En Bogotá, por ejemplo, Antanas Mockus logró el foco público, clave para avanzar hacia su primera candidatura a la Alcaldía, después de bajarse los pantalones en señal de protesta cuando era rector de la Universidad Nacional y un auditorio estudiantil en Manizales no lo dejaba hablar. De allí surgió, en el transcurso de su primera campaña, el tema de la cultura ciudadana como filosofía política y de orientación administrativa del gobierno distrital, instrumento que le dio la vuelta al mundo como formulación novedosa a partir de criterios estrictamente académicos. Más adelante Bogotá produjo la alternación entre un tecnócrata, un sindicalista, un político tradicional y también un exguerrillero. Ahora, gracias a la voluntad popular, tiene la oportunidad de tomar las riendas de la metrópoli, por primera vez en la historia, una mujer, en cabeza de Claudia López, pero ya de antemano otras dirigentes de diferentes espectros políticos, como Sonia Durán de Infante, Clara López Obregón y María Fernanda Campo, habían ocupado temporalmente esa posición en momentos críticos. No es, pues, en modo alguno extraño que este domingo se produjera ese resultado en las urnas de una ciudad que ha demostrado, una y otra vez, que su esencia es la apertura a las distintas expresiones políticas.

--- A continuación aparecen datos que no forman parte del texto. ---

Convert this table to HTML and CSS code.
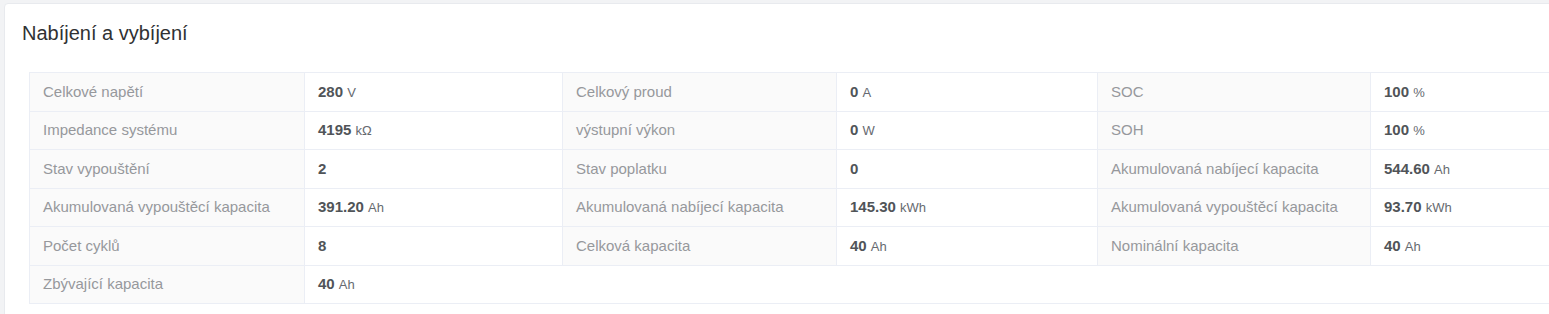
FILE: index.html
```html
<!DOCTYPE html>
<html lang="cs">
<head>
<meta charset="utf-8">
<title>Nabíjení a vybíjení</title>
<link rel="stylesheet" href="styles.css">
</head>
<body>
<div class="card">
  <div class="card-header">
    <h2 class="card-title">Nabíjení a vybíjení</h2>
  </div>
  <div class="card-body">
    <table class="desc">
      <colgroup>
        <col class="c-label1"><col class="c-value1">
        <col class="c-label2"><col class="c-value2">
        <col class="c-label3"><col class="c-value3">
      </colgroup>
      <tbody>
        <tr>
          <th class="label">Celkové napětí</th><td class="value"><b>280</b> <span class="unit">V</span></td>
          <th class="label">Celkový proud</th><td class="value"><b>0</b> <span class="unit">A</span></td>
          <th class="label">SOC</th><td class="value"><b>100</b> <span class="unit">%</span></td>
        </tr>
        <tr>
          <th class="label">Impedance systému</th><td class="value"><b>4195</b> <span class="unit">kΩ</span></td>
          <th class="label">výstupní výkon</th><td class="value"><b>0</b> <span class="unit">W</span></td>
          <th class="label">SOH</th><td class="value"><b>100</b> <span class="unit">%</span></td>
        </tr>
        <tr>
          <th class="label">Stav vypouštění</th><td class="value"><b>2</b></td>
          <th class="label">Stav poplatku</th><td class="value"><b>0</b></td>
          <th class="label">Akumulovaná nabíjecí kapacita</th><td class="value"><b>544.60</b> <span class="unit">Ah</span></td>
        </tr>
        <tr>
          <th class="label">Akumulovaná vypouštěcí kapacita</th><td class="value"><b>391.20</b> <span class="unit">Ah</span></td>
          <th class="label">Akumulovaná nabíjecí kapacita</th><td class="value"><b>145.30</b> <span class="unit">kWh</span></td>
          <th class="label">Akumulovaná vypouštěcí kapacita</th><td class="value"><b>93.70</b> <span class="unit">kWh</span></td>
        </tr>
        <tr>
          <th class="label">Počet cyklů</th><td class="value"><b>8</b></td>
          <th class="label">Celková kapacita</th><td class="value"><b>40</b> <span class="unit">Ah</span></td>
          <th class="label">Nominální kapacita</th><td class="value"><b>40</b> <span class="unit">Ah</span></td>
        </tr>
        <tr>
          <th class="label">Zbývající kapacita</th><td class="value" colspan="5"><b>40</b> <span class="unit">Ah</span></td>
        </tr>
      </tbody>
    </table>
  </div>
</div>
</body>
</html>
```
FILE: styles.css
```css
html, body {
  overflow: hidden;
}
body {
  margin: 0;
  padding: 3px 0 0 4px;
  background: #f2f3f5;
  font-family: "Liberation Sans", Arial, sans-serif;
}
.card {
  width: 1660px;
  background: #ffffff;
  border: 1px solid #e8eaee;
  border-radius: 4px;
}
.card-header {
  padding: 14px 17px 0;
}
.card-title {
  margin: 0;
  font-size: 20px;
  line-height: 30px;
  font-weight: normal;
  color: #303133;
}
.card-body {
  padding: 24px 24px 24px 24px;
}
.desc {
  border-collapse: collapse;
  table-layout: fixed;
  width: 1601px;
}
.c-label1 { width: 275px; }
.c-value1 { width: 258px; }
.c-label2 { width: 274px; }
.c-value2 { width: 261px; }
.c-label3 { width: 273px; }
.c-value3 { width: 260px; }
.desc th, .desc td {
  border: 1px solid #ebeef5;
  padding: 7.5px 13px;
  line-height: 22.5px;
  font-size: 15px;
  text-align: left;
  white-space: nowrap;
}
.label {
  background: #fafafa;
  color: #96989c;
  font-weight: normal;
}
.value {
  background: #ffffff;
  color: #606266;
}
.value b {
  font-weight: bold;
  color: #505458;
  line-height: 1;
}
.unit {
  font-size: 13px;
  line-height: 1;
  color: #666a70;
}
```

Ciertamente, en esta ocasión el centro fue el elemento más caracterizado de la campaña capitalina, tanto en las manifestaciones de adhesión a las toldas de la hoy nueva alcaldesa o los apoyos a Carlos Fernando Galán.

Ese mismo centro ha sido la constante, por ejemplo, en Medellín. Sergio Fajardo, luego Alonso Salazar, más adelante Federico Gutiérrez y ahora Daniel Quintero, todas son manifestaciones ciudadanas de índole similar, pese a que cada uno tuviera o tenga énfasis programáticos diferentes.

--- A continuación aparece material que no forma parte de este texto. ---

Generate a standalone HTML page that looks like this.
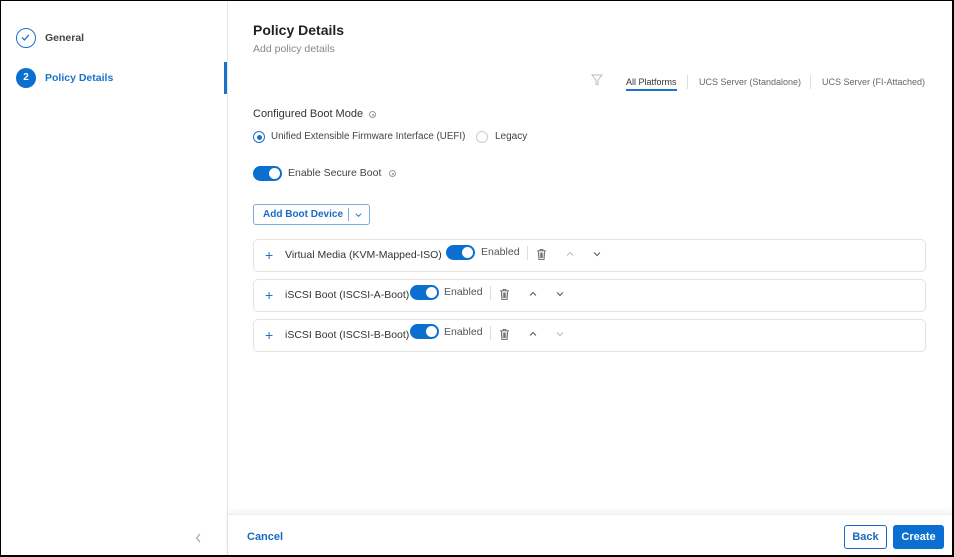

Otras ciudades, desde la consolidación de la elección popular de alcaldes, han tomado distintos caminos, algunas de ellas seleccionando a empresarios como burgomaestres. Tal es el caso de Rodrigo Guerrero y Mauricio Armitage en Cali, o de Rodolfo Hernández en Bucaramanga. En estos comicios, los ejemplos más determinantes en ese sentido fueron el apabullante triunfo de Juan Carlos Cárdenas en la capital santandereana o el del fenómeno en Cúcuta, con Jairo Tomás Yañez. También, como en Cartagena, hay expresiones de voceros y activistas que vienen de organizaciones no gubernamentales, como es el caso ahora del electo William Jorge Dau Chamatt.

Desde la Constitución de 1991, de igual modo, es común ver a afrodescendientes e indígenas participando activamente en la política regional y local. De la misma manera ya es normal registrar una inmensa cantidad de jóvenes, hombres y mujeres, compitiendo desde muy temprano en juntas administradoras locales, concejos y asambleas, así como por los cargos de mayor relevancia. Colombia, como se ve, ha venido creando una sociedad más plural y democrática, especialmente desde el ámbito local y regional.

Por lo mismo no es sorpresivo que el bipartidismo haya perdido su característica binaria propia de las décadas antecedentes a la expedición de la Constitución de 1991. Por el contrario, la asamblea constituyente de entonces fue fruto de un consenso de fuerzas, partidos y movimientos muy disímiles que confluyeron en ese punto de encuentro institucional que cambió drásticamente al país. De suyo, la multiplicidad de manifestaciones políticas, surgida tras la emisión de la Carta Política, se ha ido acoplando hasta el día de hoy. Es por ello, asimismo, que resulta normal el tema del coalicionismo, ya que de alguna manera es el resultado de la progresión de las semillas constitucionales. Igual puede decirse de la propensión a acceder a la política por vía de las firmas y la creación de grupos significativos de ciudadanos.

Visto todo ello es dable concluir que en los casi 30 años de vigencia de la Constitución de 1991 el país ha venido encontrando un nuevo espíritu. A nadie ciertamente se le ocurriría, como algunos todavía quisieran, echar para atrás la elección popular de gobernadores y muchísimo menos la de los alcaldes. Como se dijo entonces, por su autor Álvaro Gómez Hurtado: Colombia necesitaba meterle más pueblo a la democracia. Y ese es hoy uno de los hechos políticos principales del acontecer nacional de los últimos lustros, como se ratificó anteayer.